As to only offering marginal benefit beyond typing.get_type_hints()--I
think the benefit is larger than that. I realize now I should have gone
into this topic in the original post; sorry, I kind of rushed through
that. Let me fix that here.
One reason you might not want to use typing.get_type_hints() is that it
doesn't return /annotations/ generally, it specifically returns /type
hints./ This is more opinionated than just returning the annotations, e.g.
* None is changed to type(None).
* Values are wrapped with Optional[] sometimes.
* String annotations are wrapped with ForwardRef().
* If __no_type_check__ is set on the object, it ignores the
annotations and returns an empty dict.
I've already proposed addressing this for Python 3.10 by adding a new
function to the standard library, probably to be called
inspect.get_annotations():
https://bugs.python.org/issue43817
But even if you use this new function, there's still some murky ambiguity.
Let's say you're using Python 3.9, and you've written a library function
that examines annotations. (Again, specifically: annotations, not type
hints.) And let's say the annotations dict contains one value, and it's
the string "34". What should you do with it?
If the module that defined it imported "from __future__ import
annotations", then the actual desired value of the annotation was the
integer 34, so you should eval() it. But if the module that defined it
/didn't/ import that behavior, then the user probably wanted the string
"34". How can you tell what the user intended?
I think the only actual way to solve it would be to go rooting around in
the module to see if you can find the future object. It's probably
called "annotations". But it /is/ possible to compile with that
behavior without the object being visible--it could be renamed, the
module could have deleted it. Though these are admittedly unlikely.
By storing stringized annotations in "o.__str_annotations__", we remove
this ambiguity. Now we know for certain that these annotations were
stringized and we should eval() them. And if a string shows up in
"o.__annotations__" we know we should leave it alone.
Of course, by making the language do the eval() on the strings, we
abstract away the behavior completely. Now library code doesn't need to
be aware if the module had stringized annotations, or PEP-649-style
delayed annotations, or "stock" semantics. Accessing
"o.__annotations__" always gets you the real annotations values, every time.
Cheers,
//arry/
On 4/18/21 7:06 AM, Jelle Zijlstra wrote:
El sáb, 17 abr 2021 a las 20:45, Larry Hastings (<la...@hastings.org
<mailto:la...@hastings.org>>) escribió:
The heart of the debate between PEPs 563 and 649 is the question:
what should an annotation be? Should it be a string or a Python
value? It seems people who are pro-PEP 563 want it to be a
string, and people who are pro-PEP 649 want it to be a value.

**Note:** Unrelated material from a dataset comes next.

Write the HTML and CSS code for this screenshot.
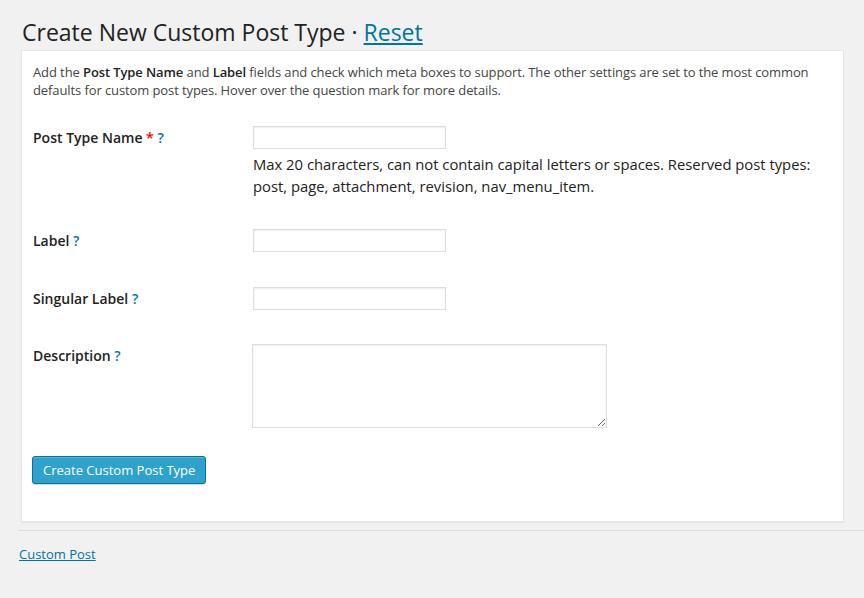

Actually, let me amend that slightly. Most people who are pro-PEP
563 don't actually care that annotations are strings, per se.
What they want are specific runtime behaviors, and they get those
behaviors when PEP 563 turns their annotations into strings.

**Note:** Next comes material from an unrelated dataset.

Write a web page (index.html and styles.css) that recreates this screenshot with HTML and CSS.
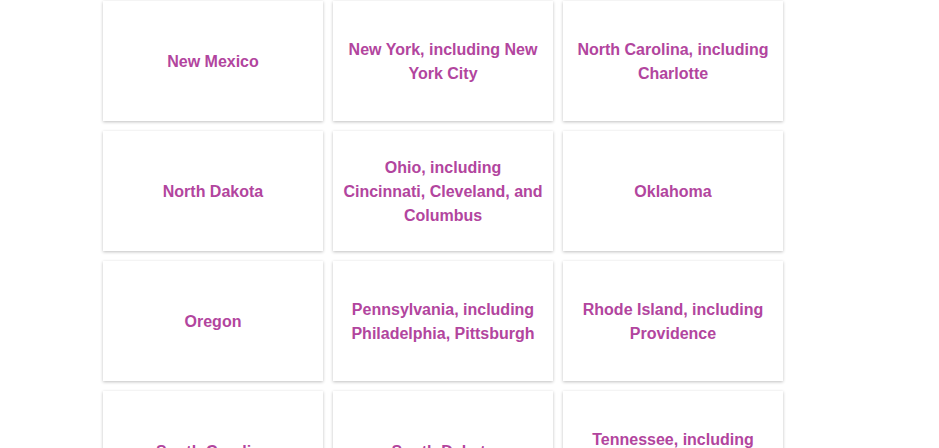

I have an idea--a rough proposal--on how we can mix together
aspects of PEP 563 and PEP 649. I think it satisfies everyone's
use cases for both PEPs. The behavior it gets us:
* annotations can be stored as strings
* annotations stored as strings can be examined as strings
* annotations can be examined as values
The idea:
We add a new type of compile-time flag, akin to a "from
__future__" import, but not from the future. Let's not call it
"from __present__", for now how about "from __behavior__".
In this specific case, we call it "from __behavior__ import
str_annotations". It behaves much like Python 3.9 does when you
say "from __future__ import annotations", except: it stores the
dictionary with stringized values in a new member on the
function/class/module called "__str_annotations__".

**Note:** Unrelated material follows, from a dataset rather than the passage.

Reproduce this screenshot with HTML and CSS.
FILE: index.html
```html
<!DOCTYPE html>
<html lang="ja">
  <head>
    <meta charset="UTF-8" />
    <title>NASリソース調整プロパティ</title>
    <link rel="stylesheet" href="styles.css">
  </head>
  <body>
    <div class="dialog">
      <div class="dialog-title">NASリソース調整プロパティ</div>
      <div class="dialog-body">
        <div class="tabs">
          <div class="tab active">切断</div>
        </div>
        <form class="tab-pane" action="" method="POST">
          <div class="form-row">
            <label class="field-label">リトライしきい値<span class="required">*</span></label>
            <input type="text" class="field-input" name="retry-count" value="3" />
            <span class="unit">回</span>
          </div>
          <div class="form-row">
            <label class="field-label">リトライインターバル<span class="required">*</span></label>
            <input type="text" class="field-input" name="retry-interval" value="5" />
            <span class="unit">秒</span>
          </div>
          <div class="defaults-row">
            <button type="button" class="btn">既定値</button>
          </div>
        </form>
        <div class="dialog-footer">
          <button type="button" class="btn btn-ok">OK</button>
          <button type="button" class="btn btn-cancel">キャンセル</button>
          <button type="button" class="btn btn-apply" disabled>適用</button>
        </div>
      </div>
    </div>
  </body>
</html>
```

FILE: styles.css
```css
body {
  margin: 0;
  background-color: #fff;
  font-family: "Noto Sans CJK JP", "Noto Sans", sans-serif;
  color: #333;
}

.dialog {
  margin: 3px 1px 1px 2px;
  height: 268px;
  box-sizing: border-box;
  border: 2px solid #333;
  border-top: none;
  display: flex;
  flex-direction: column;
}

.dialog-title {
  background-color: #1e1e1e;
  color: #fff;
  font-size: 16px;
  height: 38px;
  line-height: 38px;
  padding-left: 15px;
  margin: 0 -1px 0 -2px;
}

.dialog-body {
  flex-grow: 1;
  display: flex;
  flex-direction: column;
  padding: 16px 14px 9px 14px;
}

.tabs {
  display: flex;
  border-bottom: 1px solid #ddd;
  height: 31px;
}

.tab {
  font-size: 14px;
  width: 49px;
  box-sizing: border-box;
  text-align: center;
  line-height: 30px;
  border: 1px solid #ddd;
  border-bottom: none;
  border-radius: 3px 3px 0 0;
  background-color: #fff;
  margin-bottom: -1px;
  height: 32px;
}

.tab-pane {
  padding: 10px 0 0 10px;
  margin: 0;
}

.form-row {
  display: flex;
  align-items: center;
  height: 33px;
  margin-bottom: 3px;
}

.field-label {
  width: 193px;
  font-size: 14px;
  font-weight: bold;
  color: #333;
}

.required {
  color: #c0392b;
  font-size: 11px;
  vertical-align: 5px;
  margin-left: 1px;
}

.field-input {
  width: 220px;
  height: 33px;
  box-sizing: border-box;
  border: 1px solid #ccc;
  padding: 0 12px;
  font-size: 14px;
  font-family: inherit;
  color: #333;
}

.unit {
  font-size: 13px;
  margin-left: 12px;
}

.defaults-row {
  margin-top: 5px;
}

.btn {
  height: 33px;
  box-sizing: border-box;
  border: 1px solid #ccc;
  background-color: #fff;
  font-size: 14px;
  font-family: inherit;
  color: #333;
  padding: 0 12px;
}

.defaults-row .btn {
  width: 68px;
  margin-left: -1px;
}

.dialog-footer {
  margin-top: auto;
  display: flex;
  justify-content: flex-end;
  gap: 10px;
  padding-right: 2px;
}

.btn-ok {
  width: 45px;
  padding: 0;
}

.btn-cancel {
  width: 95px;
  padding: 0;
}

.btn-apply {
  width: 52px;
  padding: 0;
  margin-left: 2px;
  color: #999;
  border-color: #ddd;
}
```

If an object "o" has "__str_annotations__", set, you can access it
and see the stringized values.
If you access "o.__annotations__", and the object has
"o.__str_annotations__" set but "o.__annotations__" is not set, it
builds (and caches) a new dict by iterating over
o.__str_annotations__, calling eval() on each value in
"o.__str_annotations__". It gets the globals() dict the same way
that PEP 649 does (including, if you compile a class with
str_annotations, it sets __globals__ on the class). It does /not/
unset "o.__str_annotations__" unless someone explicitly sets
"o.__annotations__". This is so you can write your code assuming
that "o.__str_annotations__" is set, and it doesn't explode if
somebody somewhere ever looks at "o.__annotations__". (This could
lead to them getting out of sync, if someone modified
"o.__annotations__". But I suspect practicality beats purity here.)
How would this work with annotations that access a local scope?
def f():
class X: pass
def inner() -> X: pass
return innfer
f().__annotations__
From your description it sounds like it would fail, just like calling
typing.get_type_hints() would fail on it today.
If so I don't see this as much better than the current situation: all
it does is provide a builtin way of calling get_type_hints().